Task to carry out
Return the material below in full and exactly.

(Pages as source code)
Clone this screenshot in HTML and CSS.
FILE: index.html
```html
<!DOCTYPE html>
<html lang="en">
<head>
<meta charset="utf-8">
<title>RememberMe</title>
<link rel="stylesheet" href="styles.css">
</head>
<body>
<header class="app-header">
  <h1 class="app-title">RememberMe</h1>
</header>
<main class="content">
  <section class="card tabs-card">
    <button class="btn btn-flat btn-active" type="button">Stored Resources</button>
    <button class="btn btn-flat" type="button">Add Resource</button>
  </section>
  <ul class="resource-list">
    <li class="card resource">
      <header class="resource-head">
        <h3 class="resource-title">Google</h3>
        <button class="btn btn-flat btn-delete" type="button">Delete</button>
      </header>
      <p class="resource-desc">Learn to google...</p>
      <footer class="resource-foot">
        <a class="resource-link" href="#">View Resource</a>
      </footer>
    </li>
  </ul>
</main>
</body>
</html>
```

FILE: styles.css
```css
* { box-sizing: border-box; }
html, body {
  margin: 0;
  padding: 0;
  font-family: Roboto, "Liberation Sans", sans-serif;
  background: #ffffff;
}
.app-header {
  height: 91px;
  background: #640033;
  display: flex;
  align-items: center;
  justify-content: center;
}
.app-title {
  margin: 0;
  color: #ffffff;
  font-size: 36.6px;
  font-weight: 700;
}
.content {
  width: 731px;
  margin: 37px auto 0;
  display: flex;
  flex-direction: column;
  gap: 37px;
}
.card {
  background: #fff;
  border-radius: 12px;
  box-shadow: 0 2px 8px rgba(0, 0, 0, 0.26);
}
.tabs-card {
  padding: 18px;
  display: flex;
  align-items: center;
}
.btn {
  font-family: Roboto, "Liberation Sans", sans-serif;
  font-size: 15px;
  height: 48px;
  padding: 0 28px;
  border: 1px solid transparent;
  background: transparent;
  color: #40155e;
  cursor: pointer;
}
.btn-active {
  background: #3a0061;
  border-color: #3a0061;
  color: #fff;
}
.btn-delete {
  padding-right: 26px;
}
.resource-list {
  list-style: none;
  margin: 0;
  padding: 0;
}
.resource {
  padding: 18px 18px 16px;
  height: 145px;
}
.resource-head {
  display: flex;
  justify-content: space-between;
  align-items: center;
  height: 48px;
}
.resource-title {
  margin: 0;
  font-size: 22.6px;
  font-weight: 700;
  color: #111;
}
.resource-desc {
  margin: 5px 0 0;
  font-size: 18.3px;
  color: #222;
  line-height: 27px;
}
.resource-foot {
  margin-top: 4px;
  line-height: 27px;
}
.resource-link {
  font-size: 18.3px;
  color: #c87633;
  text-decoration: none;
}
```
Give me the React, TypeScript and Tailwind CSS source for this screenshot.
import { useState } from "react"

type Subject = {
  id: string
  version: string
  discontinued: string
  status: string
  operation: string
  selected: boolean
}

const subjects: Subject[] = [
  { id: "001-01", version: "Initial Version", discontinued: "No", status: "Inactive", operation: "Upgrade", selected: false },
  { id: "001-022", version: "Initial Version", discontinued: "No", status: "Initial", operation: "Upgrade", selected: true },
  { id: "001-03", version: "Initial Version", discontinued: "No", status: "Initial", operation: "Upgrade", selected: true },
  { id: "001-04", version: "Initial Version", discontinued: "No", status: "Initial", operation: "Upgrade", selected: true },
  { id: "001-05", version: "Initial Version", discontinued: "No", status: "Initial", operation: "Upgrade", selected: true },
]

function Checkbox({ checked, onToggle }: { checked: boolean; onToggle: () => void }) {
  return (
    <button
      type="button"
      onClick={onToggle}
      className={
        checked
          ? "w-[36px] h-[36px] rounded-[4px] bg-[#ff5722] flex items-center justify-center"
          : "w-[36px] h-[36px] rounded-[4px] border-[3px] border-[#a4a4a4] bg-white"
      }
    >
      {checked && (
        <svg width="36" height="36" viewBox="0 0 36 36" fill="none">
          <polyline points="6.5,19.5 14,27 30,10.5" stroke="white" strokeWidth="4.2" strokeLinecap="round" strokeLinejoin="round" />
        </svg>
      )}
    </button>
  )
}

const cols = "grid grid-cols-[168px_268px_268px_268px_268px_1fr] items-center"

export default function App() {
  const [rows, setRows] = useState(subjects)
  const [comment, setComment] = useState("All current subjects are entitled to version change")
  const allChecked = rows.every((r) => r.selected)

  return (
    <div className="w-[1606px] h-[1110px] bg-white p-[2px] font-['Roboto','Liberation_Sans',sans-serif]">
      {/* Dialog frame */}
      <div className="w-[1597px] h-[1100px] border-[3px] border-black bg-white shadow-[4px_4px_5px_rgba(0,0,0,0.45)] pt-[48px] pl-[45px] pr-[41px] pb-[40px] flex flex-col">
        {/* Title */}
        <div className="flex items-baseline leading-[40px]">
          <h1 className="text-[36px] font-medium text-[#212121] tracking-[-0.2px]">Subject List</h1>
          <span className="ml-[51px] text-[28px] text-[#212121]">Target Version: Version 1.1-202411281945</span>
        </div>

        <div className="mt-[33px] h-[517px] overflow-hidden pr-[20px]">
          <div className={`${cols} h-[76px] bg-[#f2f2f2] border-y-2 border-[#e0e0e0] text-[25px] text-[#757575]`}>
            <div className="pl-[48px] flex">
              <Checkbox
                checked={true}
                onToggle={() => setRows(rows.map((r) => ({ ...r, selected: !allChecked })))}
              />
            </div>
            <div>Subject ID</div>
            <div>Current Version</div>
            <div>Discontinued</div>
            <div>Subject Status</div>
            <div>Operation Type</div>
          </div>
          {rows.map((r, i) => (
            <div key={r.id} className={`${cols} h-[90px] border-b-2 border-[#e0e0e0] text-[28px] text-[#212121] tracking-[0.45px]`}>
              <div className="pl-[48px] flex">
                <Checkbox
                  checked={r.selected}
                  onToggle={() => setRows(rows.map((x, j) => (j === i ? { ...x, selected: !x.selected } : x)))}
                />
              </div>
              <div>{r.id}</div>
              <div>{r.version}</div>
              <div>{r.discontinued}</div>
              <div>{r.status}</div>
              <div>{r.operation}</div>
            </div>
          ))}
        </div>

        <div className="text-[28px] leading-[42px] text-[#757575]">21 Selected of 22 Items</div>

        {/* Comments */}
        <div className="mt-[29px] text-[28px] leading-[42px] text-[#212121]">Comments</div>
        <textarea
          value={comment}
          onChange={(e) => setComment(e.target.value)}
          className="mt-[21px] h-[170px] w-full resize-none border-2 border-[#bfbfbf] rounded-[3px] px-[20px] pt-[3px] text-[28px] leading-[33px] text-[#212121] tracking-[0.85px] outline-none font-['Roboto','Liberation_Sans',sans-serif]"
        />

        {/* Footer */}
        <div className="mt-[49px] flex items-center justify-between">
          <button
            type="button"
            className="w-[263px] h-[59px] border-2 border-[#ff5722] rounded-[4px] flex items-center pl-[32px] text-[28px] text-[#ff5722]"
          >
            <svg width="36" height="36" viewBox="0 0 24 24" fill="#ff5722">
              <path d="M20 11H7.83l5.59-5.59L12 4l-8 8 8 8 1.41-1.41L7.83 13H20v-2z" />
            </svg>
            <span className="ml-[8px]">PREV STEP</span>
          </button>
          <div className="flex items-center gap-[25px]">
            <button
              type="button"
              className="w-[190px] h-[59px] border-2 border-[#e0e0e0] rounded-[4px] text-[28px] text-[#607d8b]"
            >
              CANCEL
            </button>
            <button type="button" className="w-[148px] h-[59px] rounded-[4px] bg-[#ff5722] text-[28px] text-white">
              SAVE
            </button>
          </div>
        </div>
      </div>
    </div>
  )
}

Solved problem
Clone this screenshot in HTML and CSS.
FILE: index.html
```html
<!DOCTYPE html>
<html lang="en">
<head>
<meta charset="utf-8">
<title>RememberMe</title>
<link rel="stylesheet" href="styles.css">
</head>
<body>
<header class="app-header">
  <h1 class="app-title">RememberMe</h1>
</header>
<main class="content">
  <section class="card tabs-card">
    <button class="btn btn-flat btn-active" type="button">Stored Resources</button>
    <button class="btn btn-flat" type="button">Add Resource</button>
  </section>
  <ul class="resource-list">
    <li class="card resource">
      <header class="resource-head">
        <h3 class="resource-title">Google</h3>
        <button class="btn btn-flat btn-delete" type="button">Delete</button>
      </header>
      <p class="resource-desc">Learn to google...</p>
      <footer class="resource-foot">
        <a class="resource-link" href="#">View Resource</a>
      </footer>
    </li>
  </ul>
</main>
</body>
</html>
```

FILE: styles.css
```css
* { box-sizing: border-box; }
html, body {
  margin: 0;
  padding: 0;
  font-family: Roboto, "Liberation Sans", sans-serif;
  background: #ffffff;
}
.app-header {
  height: 91px;
  background: #640033;
  display: flex;
  align-items: center;
  justify-content: center;
}
.app-title {
  margin: 0;
  color: #ffffff;
  font-size: 36.6px;
  font-weight: 700;
}
.content {
  width: 731px;
  margin: 37px auto 0;
  display: flex;
  flex-direction: column;
  gap: 37px;
}
.card {
  background: #fff;
  border-radius: 12px;
  box-shadow: 0 2px 8px rgba(0, 0, 0, 0.26);
}
.tabs-card {
  padding: 18px;
  display: flex;
  align-items: center;
}
.btn {
  font-family: Roboto, "Liberation Sans", sans-serif;
  font-size: 15px;
  height: 48px;
  padding: 0 28px;
  border: 1px solid transparent;
  background: transparent;
  color: #40155e;
  cursor: pointer;
}
.btn-active {
  background: #3a0061;
  border-color: #3a0061;
  color: #fff;
}
.btn-delete {
  padding-right: 26px;
}
.resource-list {
  list-style: none;
  margin: 0;
  padding: 0;
}
.resource {
  padding: 18px 18px 16px;
  height: 145px;
}
.resource-head {
  display: flex;
  justify-content: space-between;
  align-items: center;
  height: 48px;
}
.resource-title {
  margin: 0;
  font-size: 22.6px;
  font-weight: 700;
  color: #111;
}
.resource-desc {
  margin: 5px 0 0;
  font-size: 18.3px;
  color: #222;
  line-height: 27px;
}
.resource-foot {
  margin-top: 4px;
  line-height: 27px;
}
.resource-link {
  font-size: 18.3px;
  color: #c87633;
  text-decoration: none;
}
```
Give me the React, TypeScript and Tailwind CSS source for this screenshot.
import { useState } from "react"

type Subject = {
  id: string
  version: string
  discontinued: string
  status: string
  operation: string
  selected: boolean
}

const subjects: Subject[] = [
  { id: "001-01", version: "Initial Version", discontinued: "No", status: "Inactive", operation: "Upgrade", selected: false },
  { id: "001-022", version: "Initial Version", discontinued: "No", status: "Initial", operation: "Upgrade", selected: true },
  { id: "001-03", version: "Initial Version", discontinued: "No", status: "Initial", operation: "Upgrade", selected: true },
  { id: "001-04", version: "Initial Version", discontinued: "No", status: "Initial", operation: "Upgrade", selected: true },
  { id: "001-05", version: "Initial Version", discontinued: "No", status: "Initial", operation: "Upgrade", selected: true },
]

function Checkbox({ checked, onToggle }: { checked: boolean; onToggle: () => void }) {
  return (
    <button
      type="button"
      onClick={onToggle}
      className={
        checked
          ? "w-[36px] h-[36px] rounded-[4px] bg-[#ff5722] flex items-center justify-center"
          : "w-[36px] h-[36px] rounded-[4px] border-[3px] border-[#a4a4a4] bg-white"
      }
    >
      {checked && (
        <svg width="36" height="36" viewBox="0 0 36 36" fill="none">
          <polyline points="6.5,19.5 14,27 30,10.5" stroke="white" strokeWidth="4.2" strokeLinecap="round" strokeLinejoin="round" />
        </svg>
      )}
    </button>
  )
}

const cols = "grid grid-cols-[168px_268px_268px_268px_268px_1fr] items-center"

export default function App() {
  const [rows, setRows] = useState(subjects)
  const [comment, setComment] = useState("All current subjects are entitled to version change")
  const allChecked = rows.every((r) => r.selected)

  return (
    <div className="w-[1606px] h-[1110px] bg-white p-[2px] font-['Roboto','Liberation_Sans',sans-serif]">
      {/* Dialog frame */}
      <div className="w-[1597px] h-[1100px] border-[3px] border-black bg-white shadow-[4px_4px_5px_rgba(0,0,0,0.45)] pt-[48px] pl-[45px] pr-[41px] pb-[40px] flex flex-col">
        {/* Title */}
        <div className="flex items-baseline leading-[40px]">
          <h1 className="text-[36px] font-medium text-[#212121] tracking-[-0.2px]">Subject List</h1>
          <span className="ml-[51px] text-[28px] text-[#212121]">Target Version: Version 1.1-202411281945</span>
        </div>

        <div className="mt-[33px] h-[517px] overflow-hidden pr-[20px]">
          <div className={`${cols} h-[76px] bg-[#f2f2f2] border-y-2 border-[#e0e0e0] text-[25px] text-[#757575]`}>
            <div className="pl-[48px] flex">
              <Checkbox
                checked={true}
                onToggle={() => setRows(rows.map((r) => ({ ...r, selected: !allChecked })))}
              />
            </div>
            <div>Subject ID</div>
            <div>Current Version</div>
            <div>Discontinued</div>
            <div>Subject Status</div>
            <div>Operation Type</div>
          </div>
          {rows.map((r, i) => (
            <div key={r.id} className={`${cols} h-[90px] border-b-2 border-[#e0e0e0] text-[28px] text-[#212121] tracking-[0.45px]`}>
              <div className="pl-[48px] flex">
                <Checkbox
                  checked={r.selected}
                  onToggle={() => setRows(rows.map((x, j) => (j === i ? { ...x, selected: !x.selected } : x)))}
                />
              </div>
              <div>{r.id}</div>
              <div>{r.version}</div>
              <div>{r.discontinued}</div>
              <div>{r.status}</div>
              <div>{r.operation}</div>
            </div>
          ))}
        </div>

        <div className="text-[28px] leading-[42px] text-[#757575]">21 Selected of 22 Items</div>

        {/* Comments */}
        <div className="mt-[29px] text-[28px] leading-[42px] text-[#212121]">Comments</div>
        <textarea
          value={comment}
          onChange={(e) => setComment(e.target.value)}
          className="mt-[21px] h-[170px] w-full resize-none border-2 border-[#bfbfbf] rounded-[3px] px-[20px] pt-[3px] text-[28px] leading-[33px] text-[#212121] tracking-[0.85px] outline-none font-['Roboto','Liberation_Sans',sans-serif]"
        />

        {/* Footer */}
        <div className="mt-[49px] flex items-center justify-between">
          <button
            type="button"
            className="w-[263px] h-[59px] border-2 border-[#ff5722] rounded-[4px] flex items-center pl-[32px] text-[28px] text-[#ff5722]"
          >
            <svg width="36" height="36" viewBox="0 0 24 24" fill="#ff5722">
              <path d="M20 11H7.83l5.59-5.59L12 4l-8 8 8 8 1.41-1.41L7.83 13H20v-2z" />
            </svg>
            <span className="ml-[8px]">PREV STEP</span>
          </button>
          <div className="flex items-center gap-[25px]">
            <button
              type="button"
              className="w-[190px] h-[59px] border-2 border-[#e0e0e0] rounded-[4px] text-[28px] text-[#607d8b]"
            >
              CANCEL
            </button>
            <button type="button" className="w-[148px] h-[59px] rounded-[4px] bg-[#ff5722] text-[28px] text-white">
              SAVE
            </button>
          </div>
        </div>
      </div>
    </div>
  )
}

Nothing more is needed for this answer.